Gary,
Because I love the game, I hope you were being a bit overly pessimistic and I hope I am not being unrealistically optimistic. Most of the people on this site get a real kick out of golf courses, not just the game itself. But I think the aesthetic pleasures of the game are lost on most young people. When our boys were young, they played on summer hockey teams and when we'd travel to tournaments I'd always bring my sticks and try to work in some golf along the way. Entering one park, we crested a hill and before us was a beautiful scene of forest and hill and sky and I commented upon it to my son, to which he replied in a matter of fact, almost reverse paternal tone, "Dad, I'm 13 years old, I really don't give a crap about trees and clouds and hills".

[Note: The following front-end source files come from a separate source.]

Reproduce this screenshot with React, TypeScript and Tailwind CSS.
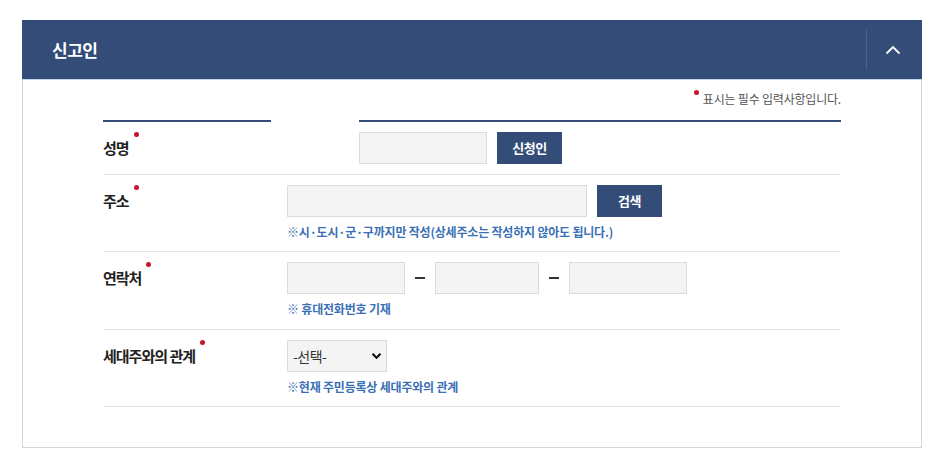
import React from "react";

const FONT = { fontFamily: '"Malgun Gothic", "Noto Sans CJK KR", "Noto Sans", sans-serif' };

function Dot() {
  return <span className="absolute right-[-10px] top-[-6px] w-[5px] h-[5px] rounded-full bg-[#c8142a]" />;
}

function Label({ text }: { text: string }) {
  return (
    <div className="w-[184px] shrink-0 pt-[10px]">
      <span className="relative inline-block text-[15px] leading-[32px] font-bold text-[#222] tracking-[-1px]">
        <span className="relative inline-block leading-[20px]">
          {text}
          <Dot />
        </span>
      </span>
    </div>
  );
}

function Help({ text }: { text: string }) {
  return (
    <p className="mt-[6px] text-[12px] leading-[18px] font-bold text-[#3a6fb5] tracking-[-0.2px]">{text}</p>
  );
}

function Input({ w }: { w: string }) {
  return <input type="text" className={`${w} h-[32px] bg-[#f4f4f4] border border-[#dcdcdc] outline-none`} />;
}

function Btn({ text, w }: { text: string; w: string }) {
  return (
    <button
      type="button"
      className={`${w} h-[32px] ml-[10px] bg-[#344d78] text-white text-[13px] font-bold tracking-[-0.5px] flex items-center justify-center`}
    >
      {text}
    </button>
  );
}

export default function App() {
  return (
    <div className="w-[939px] h-[459px] bg-white pt-[20px] pl-[22px]" style={FONT}>
      <div className="w-[900px]">
        <div className="h-[59px] bg-[#344d78] flex items-center justify-between pl-[30px]">
          <h2 className="text-[17px] font-bold text-white tracking-[-0.5px]">신고인</h2>
          <div className="flex items-center h-full">
            <div className="w-px h-[40px] bg-[#4b6290]" />
            <div className="w-[52px] mr-[3px] flex items-center justify-center">
              <svg width="16" height="10" viewBox="0 0 16 10" fill="none">
                <path d="M1.5 8.5 L8 2 L14.5 8.5" stroke="white" strokeWidth="1.8" />
              </svg>
            </div>
          </div>
        </div>
        <div className="h-px bg-[#c9d6e8]" />
        <div className="border-x border-b border-[#d5d5d5] px-[80px] pt-[10px] pb-[40px]">
          <div className="flex justify-end items-start h-[18px] mb-[12px]">
            <span className="relative inline-block text-[12px] leading-[18px] text-[#555] tracking-[-0.2px] pl-[9px]">
              <span className="absolute left-0 top-[0px] w-[5px] h-[5px] rounded-full bg-[#c8142a]" />
              표시는 필수 입력사항입니다.
            </span>
          </div>

          <div className="flex h-[2px]">
            <div className="w-[168px] bg-[#344d78]" />
            <div className="w-[88px]" />
            <div className="flex-1 bg-[#344d78]" />
          </div>

          <div className="flex border-b border-[#e5e5e5]">
            <Label text="성명" />
            <div className="flex-1 py-[10px] pl-[72px] flex">
              <Input w="w-[128px]" />
              <Btn text="신청인" w="w-[65px]" />
            </div>
          </div>

          <div className="flex border-b border-[#e5e5e5]">
            <Label text="주소" />
            <div className="flex-1 py-[10px]">
              <div className="flex">
                <Input w="w-[300px]" />
                <Btn text="검색" w="w-[65px]" />
              </div>
              <Help text="※시·도시·군·구까지만 작성(상세주소는 작성하지 않아도 됩니다.)" />
            </div>
          </div>

          <div className="flex border-b border-[#e5e5e5]">
            <Label text="연락처" />
            <div className="flex-1 pt-[10px] pb-[11px]">
              <div className="flex items-center">
                <Input w="w-[118px]" />
                <span className="mx-[10px] w-[10px] h-[2px] bg-[#333]" />
                <Input w="w-[104px]" />
                <span className="mx-[10px] w-[10px] h-[2px] bg-[#333]" />
                <Input w="w-[118px]" />
              </div>
              <Help text="※ 휴대전화번호 기재" />
            </div>
          </div>

          <div className="flex border-b border-[#e5e5e5]">
            <Label text="세대주와의 관계" />
            <div className="flex-1 py-[10px]">
              <div className="relative w-[100px] h-[32px]">
                <select className="appearance-none w-full h-full bg-[#f4f4f4] border border-[#dcdcdc] pl-[5px] text-[14px] text-[#333] outline-none tracking-[-0.5px]">
                  <option>-선택-</option>
                </select>
                <svg
                  className="absolute right-[5px] top-[12px] pointer-events-none"
                  width="11"
                  height="8"
                  viewBox="0 0 11 8"
                  fill="none"
                >
                  <path d="M1.5 1.8 L5.5 5.8 L9.5 1.8" stroke="#111" strokeWidth="2.2" />
                </svg>
              </div>
              <Help text="※현재 주민등록상 세대주와의 관계" />
            </div>
          </div>
        </div>
      </div>
    </div>
  );
}
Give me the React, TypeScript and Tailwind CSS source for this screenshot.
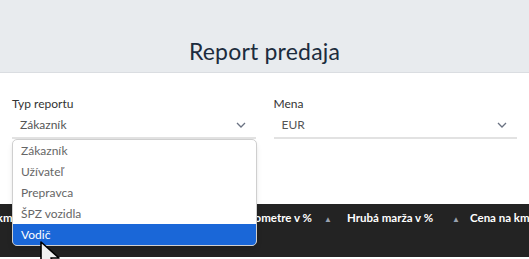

The 12-25 age group is certainly not a demographic that can be ignored. It is those young people who are passionate about the game through their twenties that draw others into the game later on. That's what happened to me. A friend I used to play squash with who was a scratch or plus golfer and had competed at the top amateur levels in Canada as a kid, invited me out to play one summer and I was almost instantly hooked, partly by the game, but also by the grounds for the game. If it had not been for a peer of mine like him, I may never have taken up the game.
I think there may also be an element at play for those less than athletic people, like those at your reunion, that turns them into hard core golfers. When they play, they get addicted to the sense of achievement from getting better, a feeling they may never have previously experienced from athletic pursuits. This sense of achievement may be missing for more athletic types that played golf during their youth, who become frustrated trying to recapture what they were once capable of.